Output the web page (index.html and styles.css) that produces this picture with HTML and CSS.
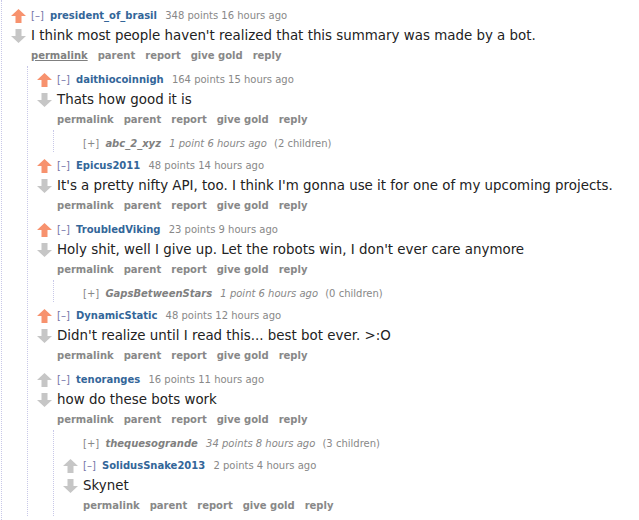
FILE: index.html
```html
<!DOCTYPE html>
<html>
<head>
<meta charset="utf-8">
<link rel="stylesheet" href="styles.css">
</head>
<body>
<svg width="0" height="0" class="defs">
  <defs>
    <symbol id="up" viewBox="0 0 15 14"><path d="M7.5 0 L15 7 L10.5 7 L10.5 14 L4.5 14 L4.5 7 L0 7 Z"/></symbol>
    <symbol id="down" viewBox="0 0 15 14"><path d="M7.5 14 L15 7 L10.5 7 L10.5 0 L4.5 0 L4.5 7 L0 7 Z"/></symbol>
  </defs>
</svg>
<div class="sitetable">
  <div class="comment">
    <div class="midcol">
      <svg class="arrow up upmod"><use href="#up"/></svg>
      <svg class="arrow down"><use href="#down"/></svg>
    </div>
    <div class="entry">
      <p class="tagline"><span class="expand">[–]</span> <span class="author">president_of_brasil</span> <span class="score">348 points 16 hours ago</span></p>
      <p class="md">I think most people haven't realized that this summary was made by a bot.</p>
      <ul class="buttons"><li class="hover">permalink</li><li>parent</li><li>report</li><li>give gold</li><li>reply</li></ul>
    </div>
    <div class="child">
      <div class="comment">
        <div class="midcol">
          <svg class="arrow up upmod"><use href="#up"/></svg>
          <svg class="arrow down"><use href="#down"/></svg>
        </div>
        <div class="entry">
          <p class="tagline"><span class="expand">[–]</span> <span class="author">daithiocoinnigh</span> <span class="score">164 points 15 hours ago</span></p>
          <p class="md">Thats how good it is</p>
          <ul class="buttons"><li>permalink</li><li>parent</li><li>report</li><li>give gold</li><li>reply</li></ul>
        </div>
        <div class="child">
          <div class="comment collapsed">
            <div class="midcol"></div>
            <div class="entry">
              <p class="tagline"><span class="expand">[+]</span> <span class="author">abc_2_xyz</span> <span class="score">1 point 6 hours ago</span> <span class="numchildren">(2 children)</span></p>
            </div>
          </div>
        </div>
      </div>

      <div class="comment">
        <div class="midcol">
          <svg class="arrow up upmod"><use href="#up"/></svg>
          <svg class="arrow down"><use href="#down"/></svg>
        </div>
        <div class="entry">
          <p class="tagline"><span class="expand">[–]</span> <span class="author">Epicus2011</span> <span class="score">48 points 14 hours ago</span></p>
          <p class="md">It's a pretty nifty API, too. I think I'm gonna use it for one of my upcoming projects.</p>
          <ul class="buttons"><li>permalink</li><li>parent</li><li>report</li><li>give gold</li><li>reply</li></ul>
        </div>
      </div>

      <div class="comment">
        <div class="midcol">
          <svg class="arrow up upmod"><use href="#up"/></svg>
          <svg class="arrow down"><use href="#down"/></svg>
        </div>
        <div class="entry">
          <p class="tagline"><span class="expand">[–]</span> <span class="author">TroubledViking</span> <span class="score">23 points 9 hours ago</span></p>
          <p class="md">Holy shit, well I give up. Let the robots win, I don't ever care anymore</p>
          <ul class="buttons"><li>permalink</li><li>parent</li><li>report</li><li>give gold</li><li>reply</li></ul>
        </div>
        <div class="child">
          <div class="comment collapsed">
            <div class="midcol"></div>
            <div class="entry">
              <p class="tagline"><span class="expand">[+]</span> <span class="author">GapsBetweenStars</span> <span class="score">1 point 6 hours ago</span> <span class="numchildren">(0 children)</span></p>
            </div>
          </div>
        </div>
      </div>

      <div class="comment">
        <div class="midcol">
          <svg class="arrow up upmod"><use href="#up"/></svg>
          <svg class="arrow down"><use href="#down"/></svg>
        </div>
        <div class="entry">
          <p class="tagline"><span class="expand">[–]</span> <span class="author">DynamicStatic</span> <span class="score">48 points 12 hours ago</span></p>
          <p class="md">Didn't realize until I read this... best bot ever. &gt;:O</p>
          <ul class="buttons"><li>permalink</li><li>parent</li><li>report</li><li>give gold</li><li>reply</li></ul>
        </div>
      </div>

      <div class="comment">
        <div class="midcol">
          <svg class="arrow up"><use href="#up"/></svg>
          <svg class="arrow down"><use href="#down"/></svg>
        </div>
        <div class="entry">
          <p class="tagline"><span class="expand">[–]</span> <span class="author">tenoranges</span> <span class="score">16 points 11 hours ago</span></p>
          <p class="md">how do these bots work</p>
          <ul class="buttons"><li>permalink</li><li>parent</li><li>report</li><li>give gold</li><li>reply</li></ul>
        </div>
        <div class="child">
          <div class="comment collapsed">
            <div class="midcol"></div>
            <div class="entry">
              <p class="tagline"><span class="expand">[+]</span> <span class="author">thequesogrande</span> <span class="score">34 points 8 hours ago</span> <span class="numchildren">(3 children)</span></p>
            </div>
          </div>
          <div class="comment">
            <div class="midcol">
              <svg class="arrow up"><use href="#up"/></svg>
              <svg class="arrow down"><use href="#down"/></svg>
            </div>
            <div class="entry">
              <p class="tagline"><span class="expand">[–]</span> <span class="author">SolidusSnake2013</span> <span class="score">2 points 4 hours ago</span></p>
              <p class="md">Skynet</p>
              <ul class="buttons"><li>permalink</li><li>parent</li><li>report</li><li>give gold</li><li>reply</li></ul>
            </div>
          </div>
        </div>
      </div>
    </div>
  </div>
</div>
</body>
</html>
```

FILE: styles.css
```css
html, body {
  margin: 0;
  padding: 0;
  background: #fff;
}
body {
  font-family: "DejaVu Sans", Verdana, sans-serif;
  color: #222;
  overflow: hidden;
}
.defs {
  position: absolute;
  width: 0;
  height: 0;
}
.sitetable {
  border-left: 1px dotted #c8c8e8;
  margin-left: 1px;
  padding-top: 2px;
  min-height: 520px;
  box-sizing: border-box;
}
.comment {
  display: grid;
  grid-template-columns: 20px 1fr;
  margin-left: 9px;
  margin-top: 4px;
}
.child .comment {
  margin-left: 9px;
}
.midcol {
  grid-column: 1;
  display: flex;
  flex-direction: column;
  align-items: flex-start;
}
.arrow {
  width: 15px;
  height: 14px;
  fill: #c6c6c6;
}
.arrow.up {
  margin-top: 3px;
}
.arrow.down {
  margin-top: 6px;
}
.arrow.upmod {
  fill: #f7926e;
}
.entry {
  grid-column: 2;
  min-width: 0;
}
.tagline {
  margin: 0;
  font-size: 10px;
  line-height: 20px;
  color: #888;
  white-space: nowrap;
}
.expand {
  color: #7474a8;
}
.author {
  color: #336699;
  font-weight: bold;
  margin: 0 5px 0 3px;
}
.md {
  margin: 0;
  font-size: 13.4px;
  line-height: 20px;
  white-space: nowrap;
}
.buttons {
  list-style: none;
  margin: 0;
  padding: 0;
  display: flex;
  gap: 10px;
  font-size: 10px;
  line-height: 20px;
  font-weight: bold;
  color: #888;
}
.buttons .hover {
  text-decoration: underline;
  color: #808080;
}
.child {
  grid-column: 1 / -1;
  margin-left: 16px;
  border-left: 1px dotted #c8c8e8;
}
.collapsed .tagline {
  font-style: italic;
  line-height: 16px;
  padding-top: 2px;
}
.collapsed .author {
  color: #808080;
}
.collapsed .expand {
  font-style: normal;
  color: #888;
}
.collapsed .numchildren {
  font-style: normal;
  margin-left: 4px;
}
```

--------------------------------

TASK DIRECTIONS: Leave out the pictures and restate everything else word for word.

PROBLEM SOLUTION:
Output the web page (index.html and styles.css) that produces this picture with HTML and CSS.
FILE: index.html
```html
<!DOCTYPE html>
<html>
<head>
<meta charset="utf-8">
<link rel="stylesheet" href="styles.css">
</head>
<body>
<svg width="0" height="0" class="defs">
  <defs>
    <symbol id="up" viewBox="0 0 15 14"><path d="M7.5 0 L15 7 L10.5 7 L10.5 14 L4.5 14 L4.5 7 L0 7 Z"/></symbol>
    <symbol id="down" viewBox="0 0 15 14"><path d="M7.5 14 L15 7 L10.5 7 L10.5 0 L4.5 0 L4.5 7 L0 7 Z"/></symbol>
  </defs>
</svg>
<div class="sitetable">
  <div class="comment">
    <div class="midcol">
      <svg class="arrow up upmod"><use href="#up"/></svg>
      <svg class="arrow down"><use href="#down"/></svg>
    </div>
    <div class="entry">
      <p class="tagline"><span class="expand">[–]</span> <span class="author">president_of_brasil</span> <span class="score">348 points 16 hours ago</span></p>
      <p class="md">I think most people haven't realized that this summary was made by a bot.</p>
      <ul class="buttons"><li class="hover">permalink</li><li>parent</li><li>report</li><li>give gold</li><li>reply</li></ul>
    </div>
    <div class="child">
      <div class="comment">
        <div class="midcol">
          <svg class="arrow up upmod"><use href="#up"/></svg>
          <svg class="arrow down"><use href="#down"/></svg>
        </div>
        <div class="entry">
          <p class="tagline"><span class="expand">[–]</span> <span class="author">daithiocoinnigh</span> <span class="score">164 points 15 hours ago</span></p>
          <p class="md">Thats how good it is</p>
          <ul class="buttons"><li>permalink</li><li>parent</li><li>report</li><li>give gold</li><li>reply</li></ul>
        </div>
        <div class="child">
          <div class="comment collapsed">
            <div class="midcol"></div>
            <div class="entry">
              <p class="tagline"><span class="expand">[+]</span> <span class="author">abc_2_xyz</span> <span class="score">1 point 6 hours ago</span> <span class="numchildren">(2 children)</span></p>
            </div>
          </div>
        </div>
      </div>

      <div class="comment">
        <div class="midcol">
          <svg class="arrow up upmod"><use href="#up"/></svg>
          <svg class="arrow down"><use href="#down"/></svg>
        </div>
        <div class="entry">
          <p class="tagline"><span class="expand">[–]</span> <span class="author">Epicus2011</span> <span class="score">48 points 14 hours ago</span></p>
          <p class="md">It's a pretty nifty API, too. I think I'm gonna use it for one of my upcoming projects.</p>
          <ul class="buttons"><li>permalink</li><li>parent</li><li>report</li><li>give gold</li><li>reply</li></ul>
        </div>
      </div>

      <div class="comment">
        <div class="midcol">
          <svg class="arrow up upmod"><use href="#up"/></svg>
          <svg class="arrow down"><use href="#down"/></svg>
        </div>
        <div class="entry">
          <p class="tagline"><span class="expand">[–]</span> <span class="author">TroubledViking</span> <span class="score">23 points 9 hours ago</span></p>
          <p class="md">Holy shit, well I give up. Let the robots win, I don't ever care anymore</p>
          <ul class="buttons"><li>permalink</li><li>parent</li><li>report</li><li>give gold</li><li>reply</li></ul>
        </div>
        <div class="child">
          <div class="comment collapsed">
            <div class="midcol"></div>
            <div class="entry">
              <p class="tagline"><span class="expand">[+]</span> <span class="author">GapsBetweenStars</span> <span class="score">1 point 6 hours ago</span> <span class="numchildren">(0 children)</span></p>
            </div>
          </div>
        </div>
      </div>

      <div class="comment">
        <div class="midcol">
          <svg class="arrow up upmod"><use href="#up"/></svg>
          <svg class="arrow down"><use href="#down"/></svg>
        </div>
        <div class="entry">
          <p class="tagline"><span class="expand">[–]</span> <span class="author">DynamicStatic</span> <span class="score">48 points 12 hours ago</span></p>
          <p class="md">Didn't realize until I read this... best bot ever. &gt;:O</p>
          <ul class="buttons"><li>permalink</li><li>parent</li><li>report</li><li>give gold</li><li>reply</li></ul>
        </div>
      </div>

      <div class="comment">
        <div class="midcol">
          <svg class="arrow up"><use href="#up"/></svg>
          <svg class="arrow down"><use href="#down"/></svg>
        </div>
        <div class="entry">
          <p class="tagline"><span class="expand">[–]</span> <span class="author">tenoranges</span> <span class="score">16 points 11 hours ago</span></p>
          <p class="md">how do these bots work</p>
          <ul class="buttons"><li>permalink</li><li>parent</li><li>report</li><li>give gold</li><li>reply</li></ul>
        </div>
        <div class="child">
          <div class="comment collapsed">
            <div class="midcol"></div>
            <div class="entry">
              <p class="tagline"><span class="expand">[+]</span> <span class="author">thequesogrande</span> <span class="score">34 points 8 hours ago</span> <span class="numchildren">(3 children)</span></p>
            </div>
          </div>
          <div class="comment">
            <div class="midcol">
              <svg class="arrow up"><use href="#up"/></svg>
              <svg class="arrow down"><use href="#down"/></svg>
            </div>
            <div class="entry">
              <p class="tagline"><span class="expand">[–]</span> <span class="author">SolidusSnake2013</span> <span class="score">2 points 4 hours ago</span></p>
              <p class="md">Skynet</p>
              <ul class="buttons"><li>permalink</li><li>parent</li><li>report</li><li>give gold</li><li>reply</li></ul>
            </div>
          </div>
        </div>
      </div>
    </div>
  </div>
</div>
</body>
</html>
```

FILE: styles.css
```css
html, body {
  margin: 0;
  padding: 0;
  background: #fff;
}
body {
  font-family: "DejaVu Sans", Verdana, sans-serif;
  color: #222;
  overflow: hidden;
}
.defs {
  position: absolute;
  width: 0;
  height: 0;
}
.sitetable {
  border-left: 1px dotted #c8c8e8;
  margin-left: 1px;
  padding-top: 2px;
  min-height: 520px;
  box-sizing: border-box;
}
.comment {
  display: grid;
  grid-template-columns: 20px 1fr;
  margin-left: 9px;
  margin-top: 4px;
}
.child .comment {
  margin-left: 9px;
}
.midcol {
  grid-column: 1;
  display: flex;
  flex-direction: column;
  align-items: flex-start;
}
.arrow {
  width: 15px;
  height: 14px;
  fill: #c6c6c6;
}
.arrow.up {
  margin-top: 3px;
}
.arrow.down {
  margin-top: 6px;
}
.arrow.upmod {
  fill: #f7926e;
}
.entry {
  grid-column: 2;
  min-width: 0;
}
.tagline {
  margin: 0;
  font-size: 10px;
  line-height: 20px;
  color: #888;
  white-space: nowrap;
}
.expand {
  color: #7474a8;
}
.author {
  color: #336699;
  font-weight: bold;
  margin: 0 5px 0 3px;
}
.md {
  margin: 0;
  font-size: 13.4px;
  line-height: 20px;
  white-space: nowrap;
}
.buttons {
  list-style: none;
  margin: 0;
  padding: 0;
  display: flex;
  gap: 10px;
  font-size: 10px;
  line-height: 20px;
  font-weight: bold;
  color: #888;
}
.buttons .hover {
  text-decoration: underline;
  color: #808080;
}
.child {
  grid-column: 1 / -1;
  margin-left: 16px;
  border-left: 1px dotted #c8c8e8;
}
.collapsed .tagline {
  font-style: italic;
  line-height: 16px;
  padding-top: 2px;
}
.collapsed .author {
  color: #808080;
}
.collapsed .expand {
  font-style: normal;
  color: #888;
}
.collapsed .numchildren {
  font-style: normal;
  margin-left: 4px;
}
```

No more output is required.